TASK TO CARRY OUT:
Select from the records below every line that has the word "Generate" in it.

-- -- --

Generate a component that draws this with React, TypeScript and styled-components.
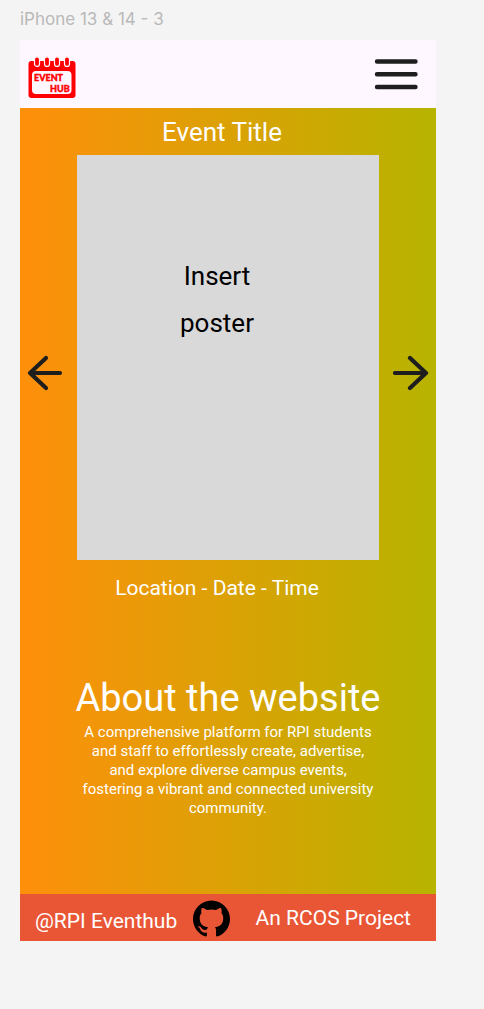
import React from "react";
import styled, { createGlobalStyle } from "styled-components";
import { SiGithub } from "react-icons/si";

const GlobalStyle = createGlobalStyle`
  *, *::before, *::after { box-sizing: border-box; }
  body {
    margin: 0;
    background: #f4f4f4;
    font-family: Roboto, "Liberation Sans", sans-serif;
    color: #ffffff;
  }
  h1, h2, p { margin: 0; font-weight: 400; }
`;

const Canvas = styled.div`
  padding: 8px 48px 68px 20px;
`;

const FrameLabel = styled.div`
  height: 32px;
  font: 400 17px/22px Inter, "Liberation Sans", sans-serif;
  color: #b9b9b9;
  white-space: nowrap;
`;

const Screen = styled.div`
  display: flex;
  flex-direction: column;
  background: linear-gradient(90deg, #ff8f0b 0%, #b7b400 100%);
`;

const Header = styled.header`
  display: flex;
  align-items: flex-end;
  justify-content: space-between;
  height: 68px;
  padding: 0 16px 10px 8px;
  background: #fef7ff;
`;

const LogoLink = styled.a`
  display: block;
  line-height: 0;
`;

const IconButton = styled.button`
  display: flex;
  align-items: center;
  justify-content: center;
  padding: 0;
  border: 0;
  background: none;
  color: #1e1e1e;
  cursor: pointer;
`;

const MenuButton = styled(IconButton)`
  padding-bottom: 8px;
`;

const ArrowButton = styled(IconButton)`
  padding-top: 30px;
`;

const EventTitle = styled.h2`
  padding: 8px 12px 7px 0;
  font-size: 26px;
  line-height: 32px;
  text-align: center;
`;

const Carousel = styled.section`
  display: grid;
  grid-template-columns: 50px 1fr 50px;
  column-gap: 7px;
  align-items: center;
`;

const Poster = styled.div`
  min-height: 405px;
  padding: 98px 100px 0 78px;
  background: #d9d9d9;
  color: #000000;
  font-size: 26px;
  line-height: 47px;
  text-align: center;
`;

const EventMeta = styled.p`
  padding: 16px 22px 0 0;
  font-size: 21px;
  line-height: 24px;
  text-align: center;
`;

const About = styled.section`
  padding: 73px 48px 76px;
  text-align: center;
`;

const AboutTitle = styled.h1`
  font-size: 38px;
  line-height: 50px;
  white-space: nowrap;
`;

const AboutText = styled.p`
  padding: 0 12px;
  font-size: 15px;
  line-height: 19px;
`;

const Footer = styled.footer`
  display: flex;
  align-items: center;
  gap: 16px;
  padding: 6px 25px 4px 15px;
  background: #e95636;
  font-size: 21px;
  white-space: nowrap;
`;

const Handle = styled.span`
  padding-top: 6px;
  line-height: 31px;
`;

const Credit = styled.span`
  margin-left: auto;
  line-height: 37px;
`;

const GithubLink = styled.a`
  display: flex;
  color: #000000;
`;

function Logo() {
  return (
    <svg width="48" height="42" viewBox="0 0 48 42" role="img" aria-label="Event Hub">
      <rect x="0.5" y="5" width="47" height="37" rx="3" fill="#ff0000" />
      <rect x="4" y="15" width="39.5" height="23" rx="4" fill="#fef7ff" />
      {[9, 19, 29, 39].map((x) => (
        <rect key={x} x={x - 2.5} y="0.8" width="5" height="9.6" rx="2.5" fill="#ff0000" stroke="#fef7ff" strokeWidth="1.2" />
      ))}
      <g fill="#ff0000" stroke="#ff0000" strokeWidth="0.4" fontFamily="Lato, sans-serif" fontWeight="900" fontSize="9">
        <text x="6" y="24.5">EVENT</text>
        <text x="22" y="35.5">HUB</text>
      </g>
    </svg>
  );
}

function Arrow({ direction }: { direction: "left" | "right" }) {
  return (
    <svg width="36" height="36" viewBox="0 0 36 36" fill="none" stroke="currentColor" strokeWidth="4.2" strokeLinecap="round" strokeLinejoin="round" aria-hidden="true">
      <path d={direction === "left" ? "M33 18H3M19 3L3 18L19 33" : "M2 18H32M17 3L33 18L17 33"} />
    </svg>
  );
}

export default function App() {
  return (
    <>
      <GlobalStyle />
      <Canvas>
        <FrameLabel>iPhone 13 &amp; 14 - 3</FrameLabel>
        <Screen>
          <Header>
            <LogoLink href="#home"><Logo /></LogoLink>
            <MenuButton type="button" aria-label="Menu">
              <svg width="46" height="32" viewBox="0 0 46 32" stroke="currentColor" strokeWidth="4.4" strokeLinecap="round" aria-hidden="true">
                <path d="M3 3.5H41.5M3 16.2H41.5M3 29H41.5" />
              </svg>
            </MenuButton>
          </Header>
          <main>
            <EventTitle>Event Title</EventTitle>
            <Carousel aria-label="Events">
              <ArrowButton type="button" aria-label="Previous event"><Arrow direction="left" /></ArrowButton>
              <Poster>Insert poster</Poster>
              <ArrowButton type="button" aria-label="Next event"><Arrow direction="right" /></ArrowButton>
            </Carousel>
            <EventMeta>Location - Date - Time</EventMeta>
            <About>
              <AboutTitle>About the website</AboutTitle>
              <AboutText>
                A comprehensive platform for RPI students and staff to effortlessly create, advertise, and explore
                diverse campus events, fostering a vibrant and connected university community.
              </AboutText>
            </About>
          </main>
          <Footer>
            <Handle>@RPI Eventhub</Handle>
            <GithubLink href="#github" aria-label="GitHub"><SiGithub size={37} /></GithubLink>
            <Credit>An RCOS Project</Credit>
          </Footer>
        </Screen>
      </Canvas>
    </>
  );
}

-- -- --

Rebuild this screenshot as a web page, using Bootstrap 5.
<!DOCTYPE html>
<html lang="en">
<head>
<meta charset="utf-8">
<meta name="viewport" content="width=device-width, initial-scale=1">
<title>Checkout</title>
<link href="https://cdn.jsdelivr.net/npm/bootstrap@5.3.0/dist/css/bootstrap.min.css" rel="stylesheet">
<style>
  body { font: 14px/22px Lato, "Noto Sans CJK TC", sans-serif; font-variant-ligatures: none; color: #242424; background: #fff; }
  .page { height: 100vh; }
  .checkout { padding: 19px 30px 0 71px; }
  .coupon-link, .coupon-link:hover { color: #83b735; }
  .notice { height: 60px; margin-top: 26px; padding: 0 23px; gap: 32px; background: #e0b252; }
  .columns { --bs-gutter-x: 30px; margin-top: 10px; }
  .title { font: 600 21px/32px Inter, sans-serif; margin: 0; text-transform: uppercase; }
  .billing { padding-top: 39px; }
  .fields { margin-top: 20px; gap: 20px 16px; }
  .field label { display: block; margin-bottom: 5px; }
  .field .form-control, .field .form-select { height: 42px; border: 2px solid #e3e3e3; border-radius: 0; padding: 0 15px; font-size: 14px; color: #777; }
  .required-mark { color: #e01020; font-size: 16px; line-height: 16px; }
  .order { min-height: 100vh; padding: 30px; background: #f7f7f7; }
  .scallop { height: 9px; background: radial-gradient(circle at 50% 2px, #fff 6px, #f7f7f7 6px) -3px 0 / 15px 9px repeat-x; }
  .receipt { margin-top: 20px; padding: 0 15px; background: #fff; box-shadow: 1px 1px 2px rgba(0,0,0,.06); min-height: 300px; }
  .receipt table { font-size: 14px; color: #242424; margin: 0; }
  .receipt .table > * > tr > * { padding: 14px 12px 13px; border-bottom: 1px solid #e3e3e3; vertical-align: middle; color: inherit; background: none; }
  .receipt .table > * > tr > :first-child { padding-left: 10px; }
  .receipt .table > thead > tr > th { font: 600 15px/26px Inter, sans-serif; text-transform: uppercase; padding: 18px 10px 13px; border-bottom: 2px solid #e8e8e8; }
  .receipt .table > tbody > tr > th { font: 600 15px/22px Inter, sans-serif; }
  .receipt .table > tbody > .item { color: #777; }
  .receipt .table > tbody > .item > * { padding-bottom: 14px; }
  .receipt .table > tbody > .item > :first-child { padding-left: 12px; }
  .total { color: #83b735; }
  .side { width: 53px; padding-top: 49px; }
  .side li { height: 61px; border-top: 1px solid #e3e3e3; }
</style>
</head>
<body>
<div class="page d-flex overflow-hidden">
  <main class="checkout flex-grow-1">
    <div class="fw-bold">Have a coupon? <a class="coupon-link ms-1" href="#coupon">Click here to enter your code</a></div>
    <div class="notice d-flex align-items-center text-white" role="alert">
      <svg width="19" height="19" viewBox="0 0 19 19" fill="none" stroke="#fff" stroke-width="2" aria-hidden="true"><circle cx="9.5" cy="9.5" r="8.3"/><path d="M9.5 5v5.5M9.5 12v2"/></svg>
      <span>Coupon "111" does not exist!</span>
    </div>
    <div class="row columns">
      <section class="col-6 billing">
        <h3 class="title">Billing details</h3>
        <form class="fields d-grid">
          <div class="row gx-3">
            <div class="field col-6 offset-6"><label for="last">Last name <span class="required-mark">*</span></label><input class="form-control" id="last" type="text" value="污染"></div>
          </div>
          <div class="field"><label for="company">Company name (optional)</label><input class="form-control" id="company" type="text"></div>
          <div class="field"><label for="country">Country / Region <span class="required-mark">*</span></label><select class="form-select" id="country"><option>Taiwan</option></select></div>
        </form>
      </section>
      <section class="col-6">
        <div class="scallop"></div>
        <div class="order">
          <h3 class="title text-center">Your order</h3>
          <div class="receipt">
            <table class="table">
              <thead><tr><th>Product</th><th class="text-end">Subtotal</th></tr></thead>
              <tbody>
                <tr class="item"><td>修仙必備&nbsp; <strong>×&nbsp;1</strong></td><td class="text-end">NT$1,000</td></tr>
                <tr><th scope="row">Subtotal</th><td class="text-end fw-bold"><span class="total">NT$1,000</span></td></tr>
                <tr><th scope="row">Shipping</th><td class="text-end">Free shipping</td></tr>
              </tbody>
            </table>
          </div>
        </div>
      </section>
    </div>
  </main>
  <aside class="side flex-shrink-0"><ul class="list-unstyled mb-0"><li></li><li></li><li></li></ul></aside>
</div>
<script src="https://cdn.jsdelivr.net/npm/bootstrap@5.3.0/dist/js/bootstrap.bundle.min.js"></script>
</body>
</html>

-- -- --

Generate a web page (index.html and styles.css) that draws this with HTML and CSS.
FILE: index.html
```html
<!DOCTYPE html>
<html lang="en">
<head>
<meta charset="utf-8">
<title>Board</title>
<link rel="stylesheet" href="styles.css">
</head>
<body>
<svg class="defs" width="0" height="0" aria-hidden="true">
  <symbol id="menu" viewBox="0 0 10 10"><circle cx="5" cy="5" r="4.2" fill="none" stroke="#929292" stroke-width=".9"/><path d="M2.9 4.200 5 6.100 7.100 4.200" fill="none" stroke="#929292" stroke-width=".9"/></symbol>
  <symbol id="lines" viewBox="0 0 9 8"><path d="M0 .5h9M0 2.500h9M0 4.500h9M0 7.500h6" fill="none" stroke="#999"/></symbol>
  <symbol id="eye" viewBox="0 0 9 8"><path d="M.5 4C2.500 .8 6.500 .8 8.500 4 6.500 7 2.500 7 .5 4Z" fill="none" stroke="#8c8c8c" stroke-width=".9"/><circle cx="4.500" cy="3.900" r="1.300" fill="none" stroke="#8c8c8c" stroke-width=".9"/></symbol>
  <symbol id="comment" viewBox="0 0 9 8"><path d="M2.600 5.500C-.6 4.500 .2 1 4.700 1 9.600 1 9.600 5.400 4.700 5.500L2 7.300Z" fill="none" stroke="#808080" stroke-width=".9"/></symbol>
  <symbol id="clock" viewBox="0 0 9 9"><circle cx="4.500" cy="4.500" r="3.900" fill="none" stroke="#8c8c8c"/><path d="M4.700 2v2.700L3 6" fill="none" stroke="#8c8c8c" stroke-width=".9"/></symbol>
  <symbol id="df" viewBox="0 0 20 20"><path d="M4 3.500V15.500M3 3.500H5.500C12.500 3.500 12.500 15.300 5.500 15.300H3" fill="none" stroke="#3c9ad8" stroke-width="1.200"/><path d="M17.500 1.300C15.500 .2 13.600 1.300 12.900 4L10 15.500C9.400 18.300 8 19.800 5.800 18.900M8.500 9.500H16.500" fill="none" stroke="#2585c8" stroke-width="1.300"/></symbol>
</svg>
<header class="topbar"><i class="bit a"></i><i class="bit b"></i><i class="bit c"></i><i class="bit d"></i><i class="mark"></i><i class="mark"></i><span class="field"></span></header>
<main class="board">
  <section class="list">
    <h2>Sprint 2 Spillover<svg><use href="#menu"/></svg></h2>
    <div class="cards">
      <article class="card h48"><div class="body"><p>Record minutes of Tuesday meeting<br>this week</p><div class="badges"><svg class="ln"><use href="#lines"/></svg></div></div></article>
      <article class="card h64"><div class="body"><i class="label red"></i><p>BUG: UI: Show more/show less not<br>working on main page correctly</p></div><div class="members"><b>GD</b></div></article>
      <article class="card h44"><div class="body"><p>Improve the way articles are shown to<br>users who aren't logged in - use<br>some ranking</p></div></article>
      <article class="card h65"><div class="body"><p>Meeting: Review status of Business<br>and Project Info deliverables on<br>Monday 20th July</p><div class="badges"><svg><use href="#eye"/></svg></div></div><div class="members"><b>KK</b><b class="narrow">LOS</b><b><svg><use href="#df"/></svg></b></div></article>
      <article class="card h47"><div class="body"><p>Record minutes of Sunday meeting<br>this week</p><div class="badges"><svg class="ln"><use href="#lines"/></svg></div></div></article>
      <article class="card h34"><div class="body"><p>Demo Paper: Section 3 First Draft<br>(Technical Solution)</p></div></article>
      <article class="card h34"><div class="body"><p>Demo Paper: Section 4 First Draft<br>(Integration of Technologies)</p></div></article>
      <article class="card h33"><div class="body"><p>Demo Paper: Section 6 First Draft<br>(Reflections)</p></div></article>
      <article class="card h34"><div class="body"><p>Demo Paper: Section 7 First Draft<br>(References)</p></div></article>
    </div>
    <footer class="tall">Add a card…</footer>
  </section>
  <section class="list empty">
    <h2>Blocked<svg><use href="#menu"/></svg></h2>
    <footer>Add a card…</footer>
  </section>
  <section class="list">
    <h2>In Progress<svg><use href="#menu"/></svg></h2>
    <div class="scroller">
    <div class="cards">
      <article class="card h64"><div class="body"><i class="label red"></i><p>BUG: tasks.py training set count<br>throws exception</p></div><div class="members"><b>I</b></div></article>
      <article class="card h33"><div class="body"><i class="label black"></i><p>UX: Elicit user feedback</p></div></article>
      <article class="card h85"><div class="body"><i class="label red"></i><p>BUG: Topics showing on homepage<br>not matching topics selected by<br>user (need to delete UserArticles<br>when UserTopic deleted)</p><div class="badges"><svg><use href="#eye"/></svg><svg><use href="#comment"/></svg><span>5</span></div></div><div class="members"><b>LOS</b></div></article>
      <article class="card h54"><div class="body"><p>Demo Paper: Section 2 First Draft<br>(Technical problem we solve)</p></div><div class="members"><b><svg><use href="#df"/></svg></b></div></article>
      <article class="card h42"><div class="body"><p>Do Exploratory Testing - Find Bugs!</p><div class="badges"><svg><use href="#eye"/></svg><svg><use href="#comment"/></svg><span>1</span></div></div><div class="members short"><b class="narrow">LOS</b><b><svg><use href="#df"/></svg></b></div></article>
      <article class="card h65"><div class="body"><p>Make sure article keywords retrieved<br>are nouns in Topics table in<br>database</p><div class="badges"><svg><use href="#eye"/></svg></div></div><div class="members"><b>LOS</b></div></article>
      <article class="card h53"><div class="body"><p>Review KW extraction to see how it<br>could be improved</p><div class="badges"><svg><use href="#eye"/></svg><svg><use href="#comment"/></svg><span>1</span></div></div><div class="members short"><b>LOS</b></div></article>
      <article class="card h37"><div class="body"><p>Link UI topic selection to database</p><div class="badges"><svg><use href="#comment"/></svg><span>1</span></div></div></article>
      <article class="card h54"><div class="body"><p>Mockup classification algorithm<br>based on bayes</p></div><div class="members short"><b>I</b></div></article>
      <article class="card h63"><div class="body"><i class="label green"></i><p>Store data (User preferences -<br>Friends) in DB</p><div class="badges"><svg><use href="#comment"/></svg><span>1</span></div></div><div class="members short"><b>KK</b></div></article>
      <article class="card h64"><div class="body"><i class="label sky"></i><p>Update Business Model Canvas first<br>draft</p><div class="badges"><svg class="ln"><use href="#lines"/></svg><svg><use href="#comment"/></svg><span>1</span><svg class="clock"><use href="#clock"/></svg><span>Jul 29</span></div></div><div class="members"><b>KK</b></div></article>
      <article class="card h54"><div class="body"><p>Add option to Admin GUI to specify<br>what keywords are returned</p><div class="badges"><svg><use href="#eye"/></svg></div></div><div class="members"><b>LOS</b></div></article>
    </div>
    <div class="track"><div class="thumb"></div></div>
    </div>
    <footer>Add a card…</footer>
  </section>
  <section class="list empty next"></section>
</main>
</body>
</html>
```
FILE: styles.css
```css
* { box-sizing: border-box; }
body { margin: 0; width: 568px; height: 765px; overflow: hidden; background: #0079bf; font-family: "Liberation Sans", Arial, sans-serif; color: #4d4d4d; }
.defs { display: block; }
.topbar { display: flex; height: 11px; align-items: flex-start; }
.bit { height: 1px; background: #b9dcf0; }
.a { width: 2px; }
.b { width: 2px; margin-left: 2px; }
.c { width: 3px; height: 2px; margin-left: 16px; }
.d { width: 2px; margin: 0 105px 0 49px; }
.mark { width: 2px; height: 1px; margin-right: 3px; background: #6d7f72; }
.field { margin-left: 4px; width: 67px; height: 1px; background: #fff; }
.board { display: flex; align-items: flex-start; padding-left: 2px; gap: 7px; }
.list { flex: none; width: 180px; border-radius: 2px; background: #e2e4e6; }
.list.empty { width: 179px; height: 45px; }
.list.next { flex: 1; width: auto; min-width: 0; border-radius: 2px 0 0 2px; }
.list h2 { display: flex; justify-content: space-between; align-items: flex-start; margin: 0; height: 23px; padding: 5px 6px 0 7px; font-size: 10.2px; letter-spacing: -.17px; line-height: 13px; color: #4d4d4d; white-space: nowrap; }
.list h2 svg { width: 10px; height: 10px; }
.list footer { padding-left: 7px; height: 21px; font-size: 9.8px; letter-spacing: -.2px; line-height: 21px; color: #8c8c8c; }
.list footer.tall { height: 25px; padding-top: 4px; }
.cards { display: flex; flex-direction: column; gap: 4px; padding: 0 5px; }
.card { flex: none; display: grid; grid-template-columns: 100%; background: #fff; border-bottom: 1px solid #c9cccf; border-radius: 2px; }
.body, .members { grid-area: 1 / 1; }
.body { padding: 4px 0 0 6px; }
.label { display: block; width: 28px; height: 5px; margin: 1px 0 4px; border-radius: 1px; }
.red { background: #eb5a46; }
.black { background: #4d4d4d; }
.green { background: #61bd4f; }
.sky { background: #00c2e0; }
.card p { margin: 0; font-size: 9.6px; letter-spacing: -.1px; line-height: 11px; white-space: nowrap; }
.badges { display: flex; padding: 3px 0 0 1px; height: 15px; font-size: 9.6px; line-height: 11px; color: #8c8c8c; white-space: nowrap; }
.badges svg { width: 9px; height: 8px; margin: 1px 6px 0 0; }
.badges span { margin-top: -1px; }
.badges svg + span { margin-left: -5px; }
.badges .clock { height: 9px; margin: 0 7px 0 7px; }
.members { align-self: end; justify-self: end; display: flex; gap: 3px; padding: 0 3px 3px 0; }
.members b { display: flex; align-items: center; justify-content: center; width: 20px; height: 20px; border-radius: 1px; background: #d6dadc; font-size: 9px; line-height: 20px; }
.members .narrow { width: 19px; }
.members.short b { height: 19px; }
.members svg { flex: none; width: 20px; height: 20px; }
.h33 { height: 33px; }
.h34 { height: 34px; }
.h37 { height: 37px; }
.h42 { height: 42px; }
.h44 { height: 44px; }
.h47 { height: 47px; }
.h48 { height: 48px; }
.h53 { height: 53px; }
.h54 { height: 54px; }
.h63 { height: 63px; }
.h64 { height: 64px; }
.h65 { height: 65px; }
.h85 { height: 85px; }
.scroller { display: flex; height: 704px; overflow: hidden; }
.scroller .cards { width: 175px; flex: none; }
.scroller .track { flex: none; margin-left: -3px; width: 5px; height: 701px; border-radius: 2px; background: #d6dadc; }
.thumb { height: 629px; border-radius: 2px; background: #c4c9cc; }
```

-- -- --

PROBLEM SOLUTION:
Generate a component that draws this with React, TypeScript and styled-components.
Generate a web page (index.html and styles.css) that draws this with HTML and CSS.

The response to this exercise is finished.